----- Data provided

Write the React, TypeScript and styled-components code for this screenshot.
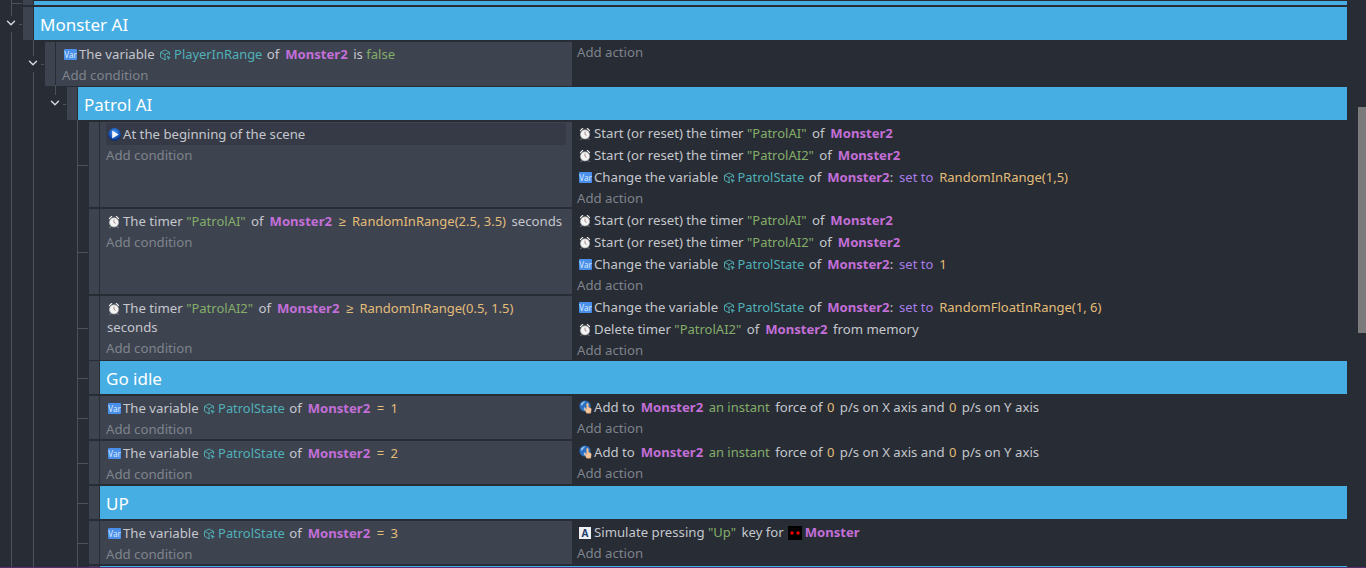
import React from "react";
import styled, { createGlobalStyle } from "styled-components";
import { ChevronDown } from "lucide-react";

const GlobalStyle = createGlobalStyle`
  html, body {
    margin: 0;
    padding: 0;
    background: #282c34;
    overflow: hidden;
  }
  * {
    box-sizing: border-box;
  }
`;

const VarIcon = () => <VarBadge>Var</VarBadge>;

const CubeIcon = () => (
  <InlineSvg width="12" height="12" viewBox="0 0 12 12" fill="none" stroke="#4fa9ae" strokeWidth="1">
    <path d="M6 1 10.5 3.3V6M6 1 1.5 3.3v5L6 10.8 7 10.3M1.5 3.3 6 5.6 10.5 3.3M6 5.6v5" />
    <path d="M8 7l3.5 1.5-1.5.6-.6 1.5z" fill="#4fa9ae" strokeWidth="0.6" />
  </InlineSvg>
);

const TimerIcon = () => (
  <IconSlot>
    <svg width="12" height="13" viewBox="0 0 13 14">
      <path d="M1 3.6 3.2 1.2c.9-.6 1.8 0 1.6.5L1.8 4.6C1.2 4.8.8 4.2 1 3.6zM12 3.6 9.8 1.2c-.9-.6-1.8 0-1.6.5l3 2.9c.6.2 1-.4.8-1z" fill="#ececec" />
      <circle cx="6.5" cy="8" r="5" fill="#f4f4f4" stroke="#a9a9a9" strokeWidth="0.7" />
      <path d="M6.5 5v3l1.8 1" fill="none" stroke="#9a7777" strokeWidth="0.9" />
      <path d="M3 12.5 2 13.6M10 12.5l1 1.1" stroke="#d8d8d8" strokeWidth="1" />
    </svg>
  </IconSlot>
);

const SceneIcon = () => (
  <IconSlot>
    <svg width="13" height="13" viewBox="0 0 13 13">
      <defs>
        <radialGradient id="sceneBall" cx="50%" cy="35%" r="65%">
          <stop offset="0%" stopColor="#4a9bf5" />
          <stop offset="65%" stopColor="#1554b8" />
          <stop offset="100%" stopColor="#0a2560" />
        </radialGradient>
      </defs>
      <circle cx="6.5" cy="6.5" r="6.4" fill="url(#sceneBall)" />
      <path d="M4.2 2.6 10.6 6.5 4.2 10.4z" fill="#f5f8ff" />
    </svg>
  </IconSlot>
);

const ForceIcon = () => (
  <IconSlot>
    <svg width="13" height="14" viewBox="0 0 13 14">
      <circle cx="6" cy="6" r="5.6" fill="#2a6fc0" />
      <path d="M2 3.4c1.4-.6 2.6-1.8 3.4-2.4.6 1 .2 2-1 2.6-.4 1.4-1.2 2.2-2.4 1.8zM5.4 7.2c1 .2 1.6 1 1.2 2.2-.4.8-1 1.4-1.6.8-.4-1-.4-2-0-3z" fill="#9cc3e6" />
      <path d="M8.4 3.2c.7 0 1 .4 1 1v3l2 .8c.8.4 1 1 .8 2l-.5 3.2H7.6L5.8 9.2c-.2-.7.5-1.1 1-.6l.8.8V4.2c0-.6.2-1 .8-1z" fill="#f6c79c" stroke="#e7a676" strokeWidth="0.4" />
    </svg>
  </IconSlot>
);

const KeyIcon = () => <KeyBadge>A</KeyBadge>;

const MonsterSprite = () => (
  <SpriteSlot>
    <svg width="14" height="14" viewBox="0 0 14 14">
      <rect width="14" height="14" fill="#000" />
      <circle cx="4" cy="7" r="1.7" fill="#f00000" />
      <circle cx="10" cy="7" r="1.7" fill="#f00000" />
    </svg>
  </SpriteSlot>
);

const Fold = () => (
  <Chevron>
    <ChevronDown size={14} strokeWidth={2.5} />
  </Chevron>
);

const Variable = ({ name }: { name: string }) => (
  <VarName>
    <CubeIcon />
    {name}
  </VarName>
);

const ActionStart = ({ timer }: { timer: string }) => (
  <Clause>
    <TimerIcon />
    Start (or reset) the timer <Str>"{timer}"</Str> of <Obj>Monster2</Obj>
  </Clause>
);

const ChangeState = ({ children }: { children: React.ReactNode }) => (
  <Clause>
    <VarIcon />
    Change the variable <Variable name="PatrolState" /> of <Obj $flush>Monster2</Obj>: <Op>set to</Op> <Expr>{children}</Expr>
  </Clause>
);

const StateIs = ({ value }: { value: number }) => (
  <Clause>
    <VarIcon />
    The variable <Variable name="PatrolState" /> of <Obj>Monster2</Obj> <Expr>=</Expr> <Expr>{value}</Expr>
  </Clause>
);

const AddForce = () => (
  <Clause>
    <ForceIcon />
    Add to <Obj>Monster2</Obj> <Str>an instant</Str> force of <Expr>0</Expr> p/s on X axis and <Expr>0</Expr> p/s on Y axis
  </Clause>
);

const IdleRow = ({ value }: { value: number }) => (
  <Row>
    <Handle />
    <Conditions>
      <StateIs value={value} />
      <AddLine>Add condition</AddLine>
    </Conditions>
    <Actions>
      <AddForce />
      <AddLine>Add action</AddLine>
    </Actions>
  </Row>
);

const App = () => {
  return (
    <Page>
      <GlobalStyle />
      <Main>
        <Sheet>
          <Tree>
            <Row $height={5}>
              <Handle />
              <Band $thin />
            </Row>
            <Row $height={33}>
              <Fold />
              <Handle />
              <Band>Monster AI</Band>
            </Row>
            <Children>
              <Row $height={44} $gap={1}>
                <Fold />
                <Handle />
                <Conditions>
                  <Clause>
                    <VarIcon />
                    The variable <Variable name="PlayerInRange" /> of <Obj>Monster2</Obj> is <Str>false</Str>
                  </Clause>
                  <AddLine>Add condition</AddLine>
                </Conditions>
                <Actions>
                  <AddLine>Add action</AddLine>
                </Actions>
              </Row>
              <Children $stub>
                <Row $height={33}>
                  <Fold />
                  <Handle />
                  <Band>Patrol AI</Band>
                </Row>
                <Children>
                  <Row $height={85}>
                    <Handle />
                    <Conditions>
                      <Clause $active>
                        <SceneIcon />
                        At the beginning of the scene
                      </Clause>
                      <AddLine>Add condition</AddLine>
                    </Conditions>
                    <Actions>
                      <ActionStart timer="PatrolAI" />
                      <ActionStart timer="PatrolAI2" />
                      <ChangeState>RandomInRange(1,5)</ChangeState>
                      <AddLine>Add action</AddLine>
                    </Actions>
                  </Row>
                  <Row $height={85}>
                    <Handle />
                    <Conditions>
                      <Clause>
                        <TimerIcon />
                        The timer <Str>"PatrolAI"</Str> of <Obj>Monster2</Obj> <Expr>≥</Expr> <Expr>RandomInRange(2.5, 3.5)</Expr> seconds
                      </Clause>
                      <AddLine>Add condition</AddLine>
                    </Conditions>
                    <Actions>
                      <ActionStart timer="PatrolAI" />
                      <ActionStart timer="PatrolAI2" />
                      <ChangeState>1</ChangeState>
                      <AddLine>Add action</AddLine>
                    </Actions>
                  </Row>
                  <Row $height={64} $gap={1}>
                    <Handle />
                    <Conditions>
                      <Clause>
                        <TimerIcon />
                        The timer <Str>"PatrolAI2"</Str> of <Obj>Monster2</Obj> <Expr>≥</Expr> <Expr>RandomInRange(0.5, 1.5)</Expr> seconds
                      </Clause>
                      <AddLine>Add condition</AddLine>
                    </Conditions>
                    <Actions>
                      <ChangeState>RandomFloatInRange(1, 6)</ChangeState>
                      <Clause>
                        <TimerIcon />
                        Delete timer <Str>"PatrolAI2"</Str> of <Obj>Monster2</Obj> from memory
                      </Clause>
                      <AddLine>Add action</AddLine>
                    </Actions>
                  </Row>
                  <Row $height={33}>
                    <Handle />
                    <Band>Go idle</Band>
                  </Row>
                  <IdleRow value={1} />
                  <IdleRow value={2} />
                  <Row $height={33}>
                    <Handle />
                    <Band>UP</Band>
                  </Row>
                  <Row>
                    <Handle />
                    <Conditions>
                      <StateIs value={3} />
                      <AddLine>Add condition</AddLine>
                    </Conditions>
                    <Actions>
                      <Clause>
                        <KeyIcon />
                        Simulate pressing <Str>"Up"</Str> key for <MonsterSprite />
                        <Obj>Monster</Obj>
                      </Clause>
                      <AddLine>Add action</AddLine>
                    </Actions>
                  </Row>
                  <Row $height={33}>
                    <Handle />
                    <Band />
                  </Row>
                </Children>
              </Children>
            </Children>
          </Tree>
        </Sheet>
        <Track>
          <Thumb />
        </Track>
      </Main>
      <StatusLine />
    </Page>
  );
};

const Page = styled.div`
  display: flex;
  flex-direction: column;
  height: 100vh;
  overflow: hidden;
  background: #282c34;
  color: #c4c7cd;
  font-family: "Noto Sans", "Liberation Sans", sans-serif;
  font-size: 13.2px;
`;

const Main = styled.div`
  flex: 1;
  display: flex;
  min-height: 0;
  overflow: hidden;
`;

const Sheet = styled.div`
  flex: 1;
  padding: 0 11px 0 23px;
  overflow: hidden;
`;

const Tree = styled.div`
  position: relative;

  &::before {
    content: "";
    position: absolute;
    left: -12px;
    top: 0;
    bottom: 0;
    width: 1px;
    background: #4d5159;
  }
`;

const Children = styled.div<{ $stub?: boolean }>`
  position: relative;
  margin-left: 22px;

  &::before {
    content: "";
    position: absolute;
    left: -12px;
    top: -2px;
    width: 1px;
    background: #4d5159;
    ${(p) => (p.$stub ? "height: 10px;" : "bottom: 0;")}
  }
`;

const Row = styled.div<{ $height?: number; $gap?: number }>`
  position: relative;
  display: flex;
  height: ${(p) => p.$height ?? 43}px;
  margin-bottom: ${(p) => p.$gap ?? 2}px;

  &::before {
    content: "";
    position: absolute;
    left: -11px;
    top: 50%;
    width: 10px;
    height: 1px;
    background: #4d5159;
  }
`;

const Chevron = styled.span`
  position: absolute;
  z-index: 1;
  left: -20px;
  top: calc(50% - 8px);
  width: 16px;
  height: 16px;
  padding-bottom: 2px;
  display: flex;
  align-items: center;
  justify-content: center;
  background: #282c34;
  color: #d4d6da;
`;

const Handle = styled.div`
  flex: none;
  width: 10px;
  margin-right: 1px;
  background: #3e4350;
`;

const Band = styled.div<{ $thin?: boolean }>`
  flex: 1;
  padding-left: 6px;
  margin-top: ${(p) => (p.$thin ? 1 : 0)}px;
  background: #47aee3;
  color: #fff;
  font-size: 17px;
  line-height: 35px;
`;

const Conditions = styled.div`
  flex: 1;
  min-width: 0;
  padding: 0.5px 6px 0;
  background: #3e4350;
`;

const Actions = styled.div`
  flex: none;
  width: 775px;
  padding-left: 5px;
`;

const Clause = styled.div<{ $active?: boolean }>`
  min-height: 22px;
  padding: 2px 0 1px 1px;
  line-height: 19px;
  background: ${(p) => (p.$active ? "#363a46" : "transparent")};
`;

const AddLine = styled.div`
  color: #7f838c;
  line-height: 21px;
`;

const IconSlot = styled.span`
  display: inline-block;
  width: 16px;
  height: 14px;
  padding-left: 1px;
  line-height: 0;
  vertical-align: -2px;
`;

const VarBadge = styled.span`
  display: inline-block;
  width: 13px;
  height: 11px;
  margin: 4px 2px 0 1px;
  border-radius: 1px;
  background: #4a90ea;
  color: #d9e9fc;
  font-size: 8px;
  line-height: 11px;
  text-align: center;
  vertical-align: top;
`;

const KeyBadge = styled.span`
  display: inline-block;
  width: 12px;
  height: 12px;
  margin: 4px 3px 0 1px;
  background: #eef0f4;
  color: #1f3f6e;
  font-size: 10px;
  font-weight: 700;
  line-height: 12px;
  text-align: center;
  vertical-align: top;
`;

const InlineSvg = styled.svg`
  margin-right: 3px;
  vertical-align: -2px;
`;

const SpriteSlot = styled.span`
  display: inline-block;
  margin-left: 1px;
  line-height: 0;
  vertical-align: -3px;
`;

const VarName = styled.span`
  margin: 0 1px;
  color: #4fb0b8;
  font-size: 12.9px;
`;

const Obj = styled.b<{ $flush?: boolean }>`
  margin: 0 ${(p) => (p.$flush ? 0 : 2)}px 0 2.5px;
  color: #c36fd8;
  font-size: 13.1px;
  font-weight: 700;
`;

const Str = styled.span`
  margin: 0 2px 0 0;
  color: #84ad6a;
  font-size: 13px;
`;

const Expr = styled.span`
  margin: 0 2px 0 1px;
  color: #e3bd7a;
  font-size: 13px;
`;

const Op = styled.span`
  margin: 0 1.5px 0 2.5px;
  color: #a77de8;
  font-size: 13px;
`;

const Track = styled.div`
  flex: none;
  width: 8px;
  padding-top: 107px;
  background: #282c34;
`;

const Thumb = styled.div`
  height: 226px;
  background: #7b7b7b;
`;

const StatusLine = styled.div`
  flex: none;
  height: 1px;
  background: #5a2d70;
`;

export default App;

----------

### [To do]
Pick out every line with the string "components" and copy it.

### [Answer to the task]
Write the React, TypeScript and styled-components code for this screenshot.
import styled, { createGlobalStyle } from "styled-components";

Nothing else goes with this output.